The following is based on the notes I took during Forest Day 2. REDD-Monitor would be interested to hear other people’s versions of the day’s events in the comments.1
At the Closing Plenary and in a press conference a couple of days later, Frances Seymour, CIFOR’s Director General talked about a “consensus” of foresters. But during the day, a wide range of views and opinions were expressed. Even in the Opening Plenary session there were disagreements.
Frances Seymour, opened the proceedings. “2009 will likely be the most important year in our lifetimes for forests,” she said.
Jan Heino of the UN Food and Agriculture Organisation explained that Forest Day 2 was organised by CIFOR with the Collaborative Partnership on Forests, a voluntary partnership consisting of 14 International Organisations working on forests. Heino was keen to play down the destructive role that logging has played in the world’s forests. Some people say that it is forestry that is to blame for emissions from forests, but forest destruction is often the result of factors outside the forestry sector, for example agriculture, he said.
“For the forestry community it is obvious, too obvious, that sustainable forest management has a significant strategic role to play in addressing climate change,” he said.
Heino did not explain what he meant by “sustainable forest management” or how (or whether) this differs from industrial logging concessions, or whether there should be some forests, such as old-growth forests, which should be out of bounds to the timber industry. Neither did he mention Indigenous Peoples.

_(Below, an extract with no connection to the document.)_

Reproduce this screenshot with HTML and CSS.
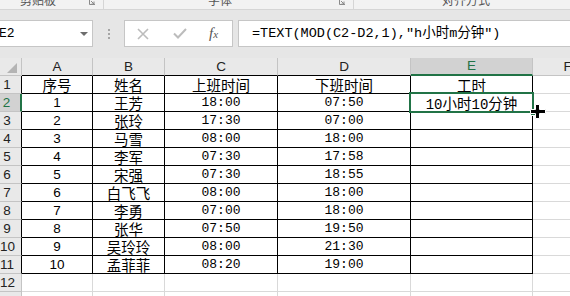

Sunita Narain, the Director of the Centre for Science and Environment, used to be on the board of CIFOR. Her presentation and perspective was radically different to that of the FAO’s Jan Heino. Narain explained that forests are critical for the livelihoods of the poor. Forests build the economic base of poor communities. At the same time, forests are critical for economic growth. There is an opportunity cost of keeping forests standing, for example, if mining operations do not go ahead in forest areas, she said.
There is the possibility of a win-win situation, but we must avoid the mistakes of the past. We cannot allow creative carbon accounting, she said. She is critical of the flexible mechanisms built into the Kyoto Protocol. She noted that the clean development mechanism was designed for narrow self interest. “We said it would not work,” she said and added that we must learn from our experience with CDM. She emphasised the importance of keeping forests out of the carbon trading mechanism.
“This is not an either/or situation,” she said. We have to have deep cuts in emissions, but we also have to stop emissions from deforestation.
Martin Parry of the Grantham Institute and Centre for Environmental Policy at Imperial College London was Co-Chair of the IPCC’s Working Group II (IPCC AR4 2007). He didn’t seem too worried about where the money came from to protect forests. He said that there are two aspects to climate change. First, action is needed. Second, it is really urgent. “Only if forestry is included can we succeed,” he said. “We simply cannot do it without you.”
His presentation described the likely impacts of climate change in dramatically increasing the rate of extinctions. He pointed out that emissions continue to increase. We need an 80 per cent reduction in emissions by 2050 compared to 1990 and it is important that reductions start now. Without forests, this target is impossibly hard to meet. Amazonia could become a net carbon source as global warming continues. Parry mentioned Indigenous Peoples and the need to protect vulnerable forest dwelling people.
Pavlan Sukdev of Deutsche Bank and the study leader of The Economics of Ecosystems and Biodiversity (TEEB) study, spoke about the economic value of standing forests. REDD is a potentially huge solution, he said. However, he noted, there is a need for “a robust international legal architecture”.
In response to Frances Seymour’s question “What one thing needs to happen?” Martin Parry replied that everything needs to happen. In particular, international funding needs to be found to protect forests. “It’s as simple as money, actually,” he said.
But neither the opening session nor the other presentations I heard during the day suggested that protecting the world’s forests was going to be “simple”.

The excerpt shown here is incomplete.